Increased demand for downtown environments is changing the way spaces to live, work and shop are designed and planned.
By Camilla McLaughlin
Authenticity and experience have easily become the bywords of new urbanism, which means developers and architects are challenged to create buildings and neighborhoods that reflect the spirit of a place, even if the “place” doesn’t really exist yet. Often characterized as “live, work, play,” these new urban hubs include venues designed to foster community and retail spaces that do more than just showcase goods. Offices are geared toward flexible ways to work. And, rather than just a focus on adequate parking, today’s urban vision integrates multiple modes of transportation.
Whether it’s a mega-development that transforms a city, revitalization of a historic street, or a neighborhood blossoming around a transit hub, the objective is the same: creating dynamic spaces geared toward a new urban consumer.
“There is a national trend impacting our cities,” explains Quito Anderson, CEO of Ben Carter Enterprises. “A new class of consumers is trading their big backyards and three-car garages for authentic, urban downtown experiences. They care about sustainability and walkability, and they are interested in the history and local culture of the city. They want to live, work and play in vibrant urban cores.”

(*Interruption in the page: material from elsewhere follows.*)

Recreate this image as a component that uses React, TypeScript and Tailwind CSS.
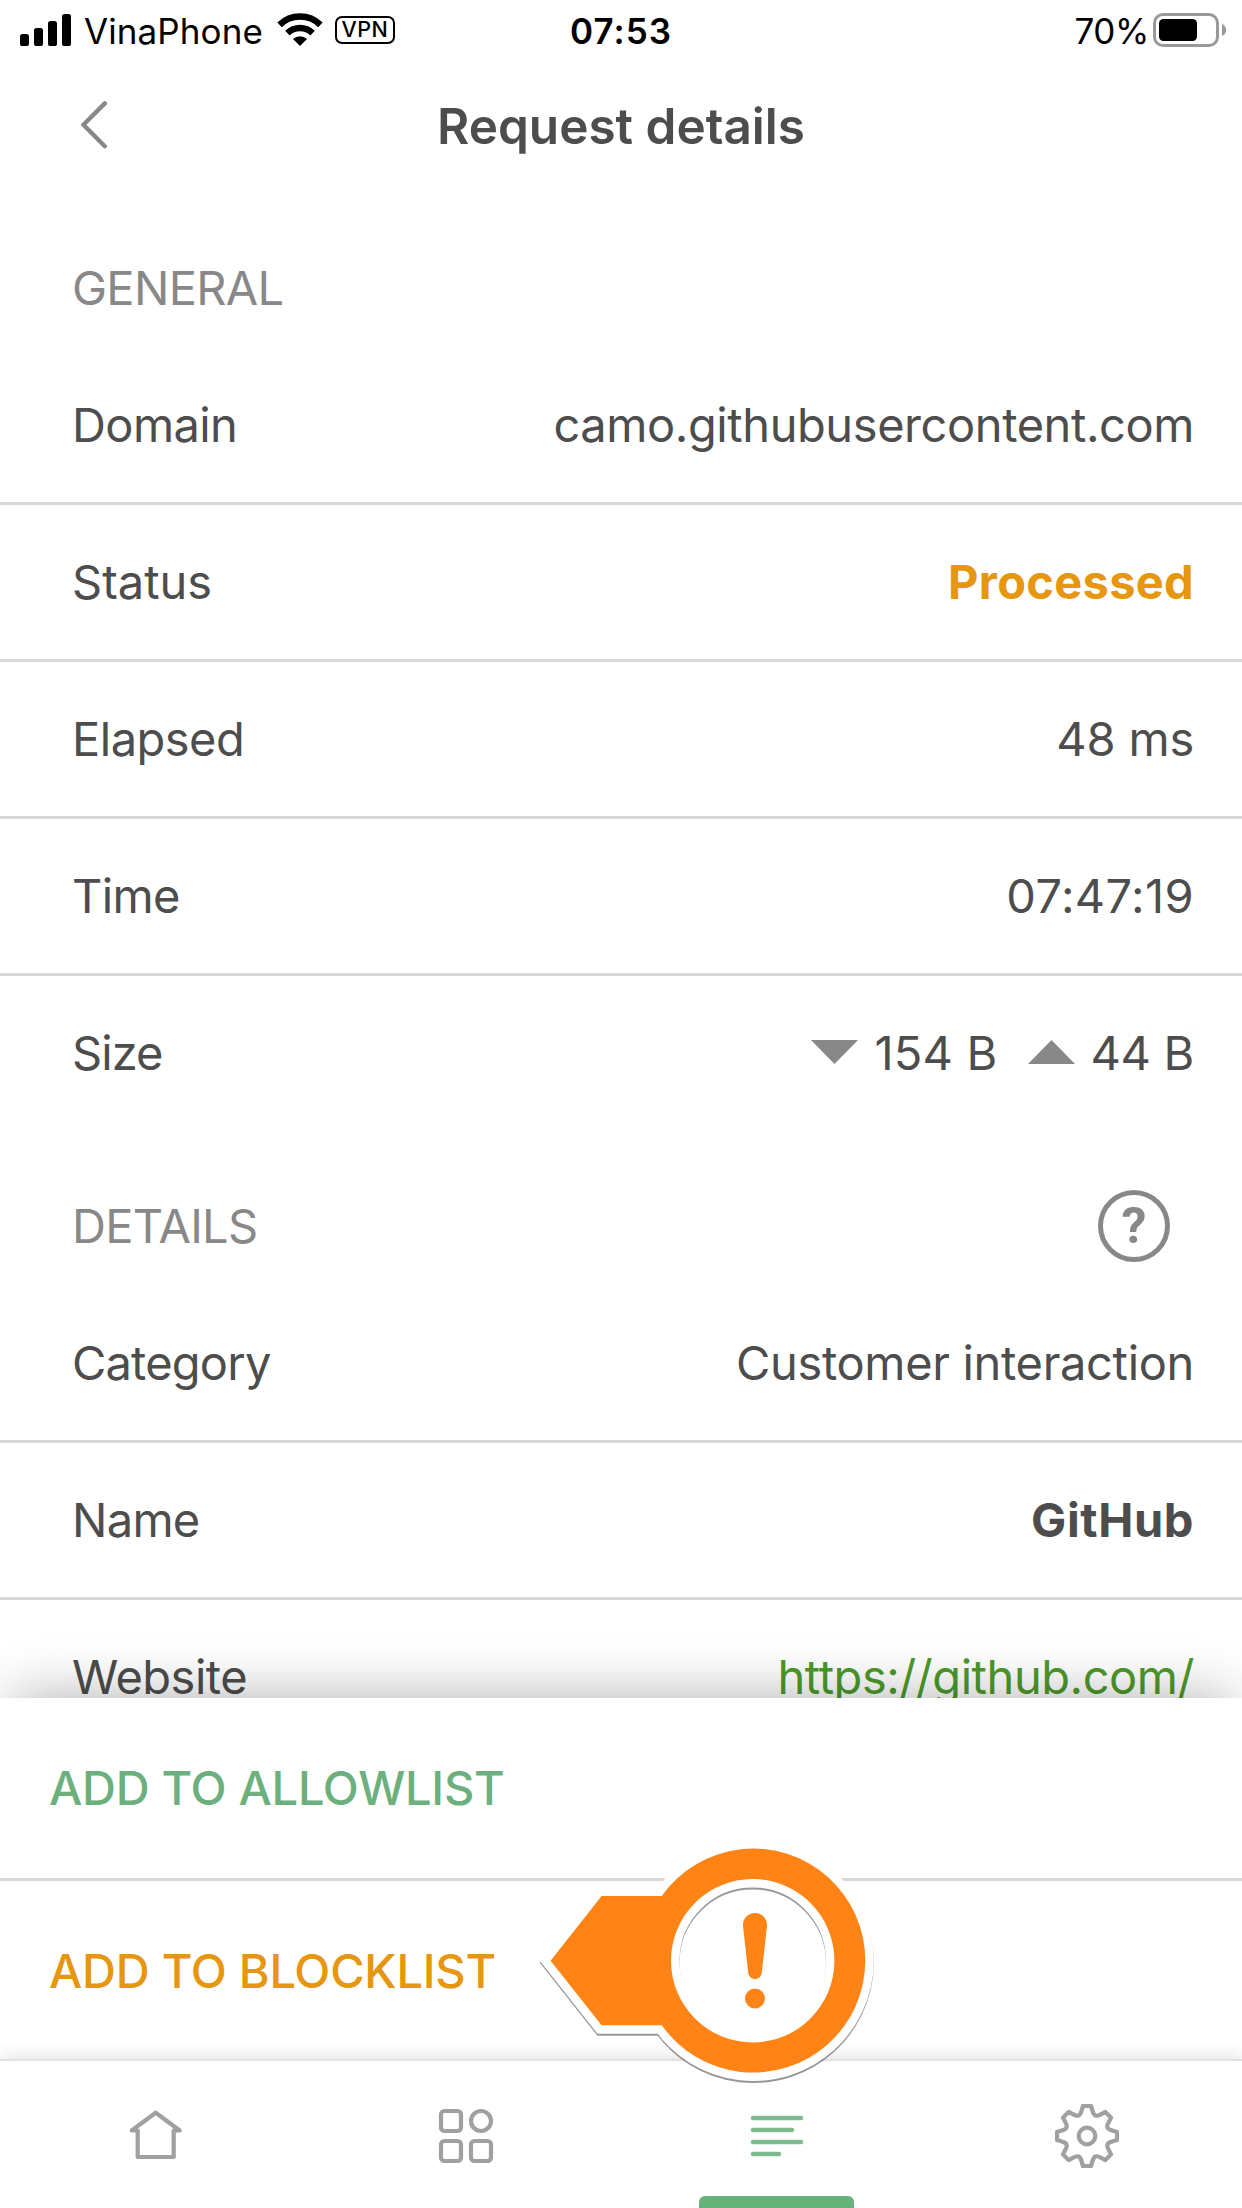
import type { ReactNode } from 'react';

function SignalIcon() {
  return (
    <svg width="51" height="32" viewBox="0 0 51 32" fill="#000">
      <rect x="0" y="20" width="9" height="12" rx="2.6" />
      <rect x="14" y="14" width="9" height="18" rx="2.6" />
      <rect x="28" y="7" width="9" height="25" rx="2.6" />
      <rect x="42" y="0" width="9" height="32" rx="2.6" />
    </svg>
  );
}

function WifiIcon() {
  return (
    <svg width="46" height="34" viewBox="-23 -33 46 34" fill="none" stroke="#000" strokeWidth="6.6">
      <path d="M-20.4 -21.2A29.4 29.4 0 0 1 20.4 -21.2" />
      <path d="M-12.6 -12.8A18 18 0 0 1 12.6 -12.8" />
      <path d="M-7 -7A10 10 0 0 1 7 -7L0 0Z" fill="#000" stroke="none" />
    </svg>
  );
}

function BatteryIcon() {
  return (
    <svg width="73" height="34" viewBox="0 0 73 34">
      <rect x="1.5" y="1.5" width="63" height="31" rx="8.5" fill="none" stroke="#999" strokeWidth="3" />
      <rect x="6" y="6" width="38" height="22" rx="4.5" fill="#000" />
      <path d="M69 11C74.5 13 74.5 21 69 23Z" fill="#999" />
    </svg>
  );
}

function StatusBar() {
  return (
    <div className="grid h-[62px] grid-cols-[1fr_auto_1fr] items-center text-[35px] leading-none text-black">
      <div className="flex items-center pl-5">
        <div className="-mt-0.5">
          <SignalIcon />
        </div>
        <span className="ml-[13px] tracking-[0.1px]">VinaPhone</span>
        <div className="-mt-0.5 ml-[14px]">
          <WifiIcon />
        </div>
        <span className="-mt-0.5 ml-3 flex h-7 w-[60px] items-center justify-center rounded-[7px] border-[2.5px] border-black text-[21.5px] font-medium tracking-[0.5px]">
          VPN
        </span>
      </div>
      <span className="font-semibold tracking-[1px]">07:53</span>
      <div className="flex items-center justify-end pr-4">
        <span className="mr-[4px] tracking-[-0.4px]">70%</span>
        <div className="-mt-0.5">
          <BatteryIcon />
        </div>
      </div>
    </div>
  );
}

function TitleBar() {
  return (
    <div className="grid h-32 grid-cols-[1fr_auto_1fr] items-center">
      <button className="-mt-0.5 justify-self-start pl-[80px]" aria-label="Back">
        <svg width="28" height="48" viewBox="0 0 28 48" fill="none" stroke="#888" strokeWidth="4.4" strokeLinecap="round" strokeLinejoin="round">
          <path d="M24.8 2.4L3.4 23.8L24.8 45.2" />
        </svg>
      </button>
      <h1 className="mt-0.5 text-[49.5px] leading-none font-semibold text-[#4d4d4d]">Request details</h1>
    </div>
  );
}

function SectionHeader({ children, action }: { children: ReactNode; action?: ReactNode }) {
  return (
    <div className="flex h-[120px] items-center justify-between px-[72px] text-[#888]">
      <h2 className="-mt-0.5">{children}</h2>
      {action}
    </div>
  );
}

function Row({ label, children, last }: { label: ReactNode; children: ReactNode; last?: boolean }) {
  return (
    <div
      className={
        last
          ? 'flex h-[154px] items-center justify-between pr-12 pb-0.5 pl-[72px]'
          : 'flex h-[157px] items-center justify-between border-b-[3px] border-[#d8d8d8] pr-12 pb-0.5 pl-[72px]'
      }
    >
      {label}
      {children}
    </div>
  );
}

function Callout() {
  return (
    <svg
      className="absolute top-[1834px] left-[533px] z-20 drop-shadow-[0_2px_0.6px_rgba(60,64,70,0.55)]"
      width="352"
      height="256"
      viewBox="534 1834 352 256"
    >
      <path
        d="M551.6 1960.7L602.6 1896H662.8A112 112 0 1 1 662.8 2025.2H602.6Z M753.7 1879A81.7 81.7 0 1 0 753.7 2042.4A81.7 81.7 0 1 0 753.7 1879Z"
        fill="#fff"
        fillRule="evenodd"
        stroke="#fff"
        strokeWidth="17"
      />
      <path
        d="M551.6 1960.7L602.6 1896H662.8A112 112 0 1 1 662.8 2025.2H602.6Z M753.7 1879A81.7 81.7 0 1 0 753.7 2042.4A81.7 81.7 0 1 0 753.7 1879Z"
        fill="#ff8415"
        fillRule="evenodd"
      />
    </svg>
  );
}

function ExclamationMark() {
  return (
    <svg className="absolute top-[1912px] left-[740px] z-20" width="30" height="98" viewBox="740 1912 30 98" fill="#ff8415">
      <path d="M743 1926C742.6 1918.5 748 1913 755 1913S767.4 1918.5 767 1926L761.8 1972.5C761.4 1976.5 758.6 1979 755 1979S748.6 1976.5 748.2 1972.5Z" />
      <circle cx="755" cy="1998.5" r="10" />
    </svg>
  );
}

function HomeIcon() {
  return (
    <svg width="64" height="64" viewBox="-32 -31 64 64" fill="none" stroke="#a0a0a0" strokeWidth="4.2" strokeLinecap="round" strokeLinejoin="round">
      <path d="M-17.3 -4.5H-23.3L0.7 -22.3L24.7 -4.5H18.7V22H-17.3V-4.5" />
    </svg>
  );
}

function GridIcon() {
  return (
    <svg width="64" height="64" viewBox="-32 -32 64 64" fill="none" stroke="#a0a0a0" strokeWidth="4.2">
      <rect x="-25" y="-25" width="20" height="20" rx="3.5" />
      <circle cx="15" cy="-15" r="10" />
      <rect x="-25" y="5" width="20" height="20" rx="3.5" />
      <rect x="5" y="5" width="20" height="20" rx="3.5" />
    </svg>
  );
}

function ListIcon() {
  return (
    <svg width="64" height="64" viewBox="-32 -32 64 64" fill="none" stroke="#7dba8e" strokeWidth="4.4" strokeLinecap="round">
      <path d="M-23 -18H25M-23 -6H16M-23 6H25M-23 18H3" />
    </svg>
  );
}

const toothProfile: [number, number][] = [
  [-4, -30],
  [4, -30],
  [5.6, -25],
  [7.3, -17.7],
  [13.7, -21.6],
];

const gearPath =
  Array.from({ length: 8 }, (_, i) => {
    const angle = (i * Math.PI) / 4;
    const [a, b, c, d, e] = toothProfile.map(
      ([x, y]) =>
        `${(x * Math.cos(angle) - y * Math.sin(angle)).toFixed(2)} ${(x * Math.sin(angle) + y * Math.cos(angle)).toFixed(2)}`,
    );
    return `${i === 0 ? 'M' : 'L'}${a}L${b}L${c}Q${d} ${e}`;
  }).join('') + 'Z';

function GearIcon() {
  return (
    <svg width="64" height="64" viewBox="-32 -32 64 64" fill="none" stroke="#a0a0a0" strokeWidth="4.2" strokeLinejoin="round">
      <path d={gearPath} />
      <circle r="8.3" />
    </svg>
  );
}

function NavItem({ icon, active }: { icon: ReactNode; active?: boolean }) {
  return (
    <div className="flex flex-col items-center justify-between pt-[43px]">
      {icon}
      {active && <div className="h-3 w-[155px] rounded-t-[6px] bg-[#67b279]" />}
    </div>
  );
}

export default function App() {
  return (
    <div className="relative flex h-[2208px] w-[1242px] flex-col overflow-hidden bg-white font-['Inter',sans-serif] text-[47px] leading-none whitespace-nowrap text-[#4d4d4d]">
      <StatusBar />
      <TitleBar />

      <main className="min-h-0 flex-1 overflow-hidden pt-[38px]">
        <SectionHeader>
          <span className="tracking-[-0.7px]">GENERAL</span>
        </SectionHeader>
        <Row label={<span className="tracking-[-0.6px]">Domain</span>}>
          <span className="tracking-[-0.42px]">camo.githubusercontent.com</span>
        </Row>
        <Row label={<span>Status</span>}>
          <span className="font-bold tracking-[0.3px] text-[#e6960f]">Processed</span>
        </Row>
        <Row label={<span className="tracking-[-0.5px]">Elapsed</span>}>
          <span className="tracking-[-0.2px]">48 ms</span>
        </Row>
        <Row label={<span className="tracking-[-0.6px]">Time</span>}>
          <span className="tracking-[0.4px]">07:47:19</span>
        </Row>
        <Row label={<span className="tracking-[-0.9px]">Size</span>} last>
          <div className="flex items-center">
            <svg width="47" height="24" viewBox="0 0 47 24" fill="#888">
              <path d="M0 0H47L23.5 24Z" />
            </svg>
            <span className="ml-4 tracking-[0.2px]">154 B</span>
            <svg className="ml-[30px]" width="47" height="24" viewBox="0 0 47 24" fill="#888">
              <path d="M0 24H47L23.5 0Z" />
            </svg>
            <span className="ml-4 tracking-[-0.3px]">44 B</span>
          </div>
        </Row>

        <div className="mt-9">
          <SectionHeader
            action={
              <button className="flex size-[72px] items-center justify-center rounded-full border-[5px] border-[#888] font-['Roboto',sans-serif] text-[50px] font-bold">
                ?
              </button>
            }
          >
            <span className="tracking-[-0.7px]">DETAILS</span>
          </SectionHeader>
        </div>
        <Row label={<span className="tracking-[-0.8px]">Category</span>}>
          <span className="tracking-[-0.33px]">Customer interaction</span>
        </Row>
        <Row label={<span className="tracking-[-0.7px]">Name</span>}>
          <span className="font-bold tracking-[0.6px]">GitHub</span>
        </Row>
        <Row label={<span className="tracking-[-0.5px]">Website</span>}>
          <a className="tracking-[-0.45px] text-[#4d9a2a]">https://github.com/</a>
        </Row>
      </main>

      <div className="relative z-10 bg-white font-medium shadow-[0_-12px_54px_-12px_rgba(0,0,0,0.32)]">
        <div className="flex h-[183px] items-center border-b-[3px] border-[#d8d8d8] pb-0.5 pl-[49px] tracking-[-0.28px] text-[#6bb07d]">
          ADD TO ALLOWLIST
        </div>
        <div className="flex h-[180px] items-center pb-0.5 pl-[49px] tracking-[-0.25px] text-[#e6960f]">ADD TO BLOCKLIST</div>
      </div>

      <nav className="relative z-10 grid h-[147px] shrink-0 grid-cols-4 bg-white shadow-[0_-2px_0_#e2e2e2,0_0_20px_rgba(0,0,0,0.18)]">
        <NavItem icon={<HomeIcon />} />
        <NavItem icon={<GridIcon />} />
        <NavItem icon={<ListIcon />} active />
        <NavItem icon={<GearIcon />} />
      </nav>

      <Callout />
      <ExclamationMark />
    </div>
  );
}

Miami: Creating A New Urban Paradigm
Miami today is all about new, and there is no better example of emerging urban design than Brickell City Centre, a 5.4-million-square-foot development rising in the city’s Brickell financial district. It is the largest private sector project currently under construction in Miami,
according to developer Swire Properties. The first phase includes two mid-rise office buildings, two residential towers, a hotel with residences, and approximately 500,000 square feet of retail and entertainment. Parking is located below grade, and an on-site Metromover station and connections to light rail provide direct access to many of Miami’s favorite destinations. Elevated walkways connect all 11 acres of the development, which spans four city blocks.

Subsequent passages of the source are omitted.